Former US ambassador to the United Nations Nikki Haley said on Tuesday there was no prospect of negotiations with Iran’s leadership, arguing that the collapse of the Iranian regime would be a major accomplishment for the Trump administration’s efforts to pursue peace in the Middle East.
“There is no negotiating with the Iranian regime. If the Iranian regime falls, the head of the terrorist snake falls with it,” Haley wrote on X. “This could be a major accomplishment for the Trump administration finally making peace in the Middle East a possibility.”


Iran’s Foreign Minister Abbas Araghchi said Tehran is ready for any action by the United States, including military steps, in an interview aired by Al Jazeera.
"We are prepared for any move," Araghchi said. "If they want to test the military option again, which they have already tried, we are ready."

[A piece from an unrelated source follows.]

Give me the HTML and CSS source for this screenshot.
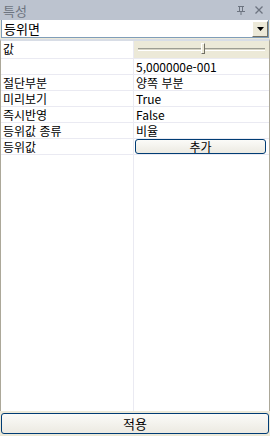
FILE: index.html
```html
<!DOCTYPE html>
<html lang="ko">
<head>
    <meta charset="UTF-8">
    <title>특성</title>
    <link rel="stylesheet" href="styles.css">
</head>
<body>
    <div class="panel">
        <div class="titlebar">
            <span class="title">특성</span>
            <span class="tools">
                <svg width="10" height="10" viewBox="0 0 10 10"><path d="M2 1.5h6M3.5 1.5v4.5M6.5 1.5v4.5M1 6.5h8M5 6.5v3.5" stroke="#6d7480" fill="none"/></svg>
                <svg width="10" height="10" viewBox="0 0 10 10"><path d="M1.5 1.5l7 7M8.5 1.5l-7 7" stroke="#6d7480" stroke-width="1.3" fill="none"/></svg>
            </span>
        </div>
        <div class="combo">
            <span class="combo-text">등위면</span>
            <span class="combo-btn"><svg width="7" height="4" viewBox="0 0 7 4"><path d="M0 0h7L3.5 4z" fill="#000"/></svg></span>
        </div>
        <div class="grid">
            <div class="row slider-row">
                <div class="cell name">값</div>
                <div class="cell value beige">
                    <div class="track"><span class="thumb"></span></div>
                </div>
            </div>
            <div class="row">
                <div class="cell name"></div>
                <div class="cell value">5,000000e-001</div>
            </div>
            <div class="row">
                <div class="cell name">절단부분</div>
                <div class="cell value">양쪽 부분</div>
            </div>
            <div class="row">
                <div class="cell name">미리보기</div>
                <div class="cell value">True</div>
            </div>
            <div class="row">
                <div class="cell name">즉시반영</div>
                <div class="cell value">False</div>
            </div>
            <div class="row">
                <div class="cell name">등위값 종류</div>
                <div class="cell value">비율</div>
            </div>
            <div class="row">
                <div class="cell name">등위값</div>
                <div class="cell value"><button class="btn small">추가</button></div>
            </div>
            <div class="row filler">
                <div class="cell name"></div>
                <div class="cell value"></div>
            </div>
        </div>
        <div class="footer">
            <button class="btn wide">적용</button>
        </div>
    </div>
</body>
</html>
```

FILE: styles.css
```css
* {
    box-sizing: border-box;
}
body {
    margin: 0;
    font-family: "Noto Sans CJK KR", "DejaVu Sans", sans-serif;
    font-size: 12px;
    color: #000;
    background: #ece9d8;
}
.panel {
    width: 270px;
    height: 436px;
    display: flex;
    flex-direction: column;
    background: #ece9d8;
}
.titlebar {
    height: 20px;
    background: #bcc3cf;
    display: flex;
    align-items: center;
    justify-content: space-between;
    padding: 0 6px 0 3px;
    color: #6d7480;
    font-size: 13px;
}
.tools {
    display: flex;
    gap: 8px;
}
.combo {
    height: 18px;
    margin: 0 1px;
    background: #fff;
    display: flex;
    align-items: center;
    justify-content: space-between;
    border: 1px solid #7f9db9;
    border-top: none;
}
.combo-text {
    padding-left: 2px;
    font-size: 13px;
    line-height: 16px;
}
.combo-btn {
    width: 16px;
    height: 16px;
    background: #ece9d8;
    border: 1px solid;
    border-color: #fff #716f64 #716f64 #fff;
    display: flex;
    align-items: center;
    justify-content: center;
}
.grid {
    flex: 1;
    margin-top: 1px;
    border-top: 2px solid #d8dde6;
    border-left: 1px solid #aca899;
    border-right: 1px solid #aca899;
    background: #fff;
    display: flex;
    flex-direction: column;
}
.row {
    display: flex;
    height: 16px;
    border-bottom: 1px solid #eaeaf2;
}
.slider-row {
    height: 18px;
}
.cell {
    line-height: 15px;
    padding-left: 2px;
    white-space: nowrap;
    overflow: hidden;
}
.name {
    width: 133px;
    border-right: 1px solid #eaeaf2;
}
.value {
    flex: 1;
}
.beige {
    background: #ece9d8;
    display: flex;
    align-items: center;
    padding: 0 4px;
}
.track {
    position: relative;
    flex: 1;
    height: 3px;
    border-top: 1px solid #9d9d92;
    border-bottom: 1px solid #fff;
    background: #d6d3c4;
}
.thumb {
    position: absolute;
    left: 63px;
    top: -6px;
    width: 4px;
    height: 11px;
    background: #ece9d8;
    border: 1px solid;
    border-color: #fff #716f64 #716f64 #fff;
}
.filler {
    flex: 1;
    border-bottom: none;
}
.btn {
    font-family: inherit;
    font-size: 12px;
    background: linear-gradient(#fbfbf8, #eceae2);
    border: 1px solid #003c74;
    border-radius: 3px;
    padding: 0;
    color: #000;
}
.btn.small {
    width: 131px;
    height: 15px;
    line-height: 13px;
    margin-left: -1px;
}
.footer {
    padding: 2px 1px 2px;
}
.btn.wide {
    width: 268px;
    height: 21px;
    font-size: 13px;
}
```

He said Iran’s level of readiness is now much higher, both in quantity and quality, than before the 12-day war in June.
"Our preparedness is much stronger than before, in both scale and capability," he said. "We are ready for all options - whether they choose a military option or a diplomatic one, under the conditions I mentioned."
Araghchi said the main question was whether Washington would choose what he called a wise path.
"The important thing is how much a rational course is taken," he said. "Unfortunately, some are trying to drag America into war and endless wars to serve Israel’s interests."
"We will see how much the United States chooses the path of wisdom," he added.
Iran’s anti-government protests are rooted in long-standing restrictions on girls and women, including access to education, said Malala Yousafzai, the Pakistani education activist and Nobel peace prize laureate.
Yousafzai said on X that the ongoing protests “cannot be separated from the long-standing, state-imposed restrictions on girls’ and women’s autonomy,” and added: “Iranian girls, like girls everywhere, demand a life with dignity.”
She said Iranians had warned about repression “at great personal risk” for decades and described a broader system of control shaped by “segregation, surveillance, and punishment.”
Yousafzai said Iranians were demanding the right to determine their political future, adding that it “must be driven by the Iranian people, and include the leadership of Iranian women and girls.”
“I stand with the people and girls of Iran in their call for freedom and dignity,” she wrote.
Ukrainian President Volodymyr Zelenskyy said on Tuesday that large-scale protests in Iran show that conditions will not get easier for Russia, calling the unrest a chance for change.
In a post on X, Zelenskyy said many people around the world want Iranians to free themselves from what he described as a regime that has brought harm to Ukraine and other countries.
He urged world leaders, governments and international organizations to act now to support the Iranian people and help remove those responsible for the country’s current state.
"Everything can be different," he wrote.
US Representative Yassamin Ansari said Iran’s authorities are cutting internet access and phone lines as they commit “mass atrocities” against Iranians, seeking to conceal abuses.
“As the Islamic Republic commits mass atrocities against the Iranian people, it is cutting internet access and phone lines to hide its crimes,” said the representative for Arizona’s third congressional district.
She urged Washington to “act now” to assess direct-to-cell connectivity and use funding authorized in the 2025 National Defense Authorization Act to expand internet access in Iran.
Australian Prime Minister Anthony Albanese condemned the violence against protesters and expressed hope that the Iranian people remove the current government to establish a democratic Iran where human rights are respected.
“We stand with the people of Iran in fighting against what is an oppressive regime, one that has oppressed its people, one that, I hope, is removed by the people,” Albanese said at a press conference on Tuesday in Canberra.
Foreign Minister Penny Wong said the current Iranian government “lacks any legitimacy” because it requires the murder of its own citizens to maintain power.
“What I would say to that regime is not only is the world calling on you to stop killing your people, but a regime that requires the murder of its own people to maintain authority is not a regime with any legitimacy,” she said.
“We continue to call on the regime, as has President Trump and world leaders, to cease this brutal oppression of its people,” she added.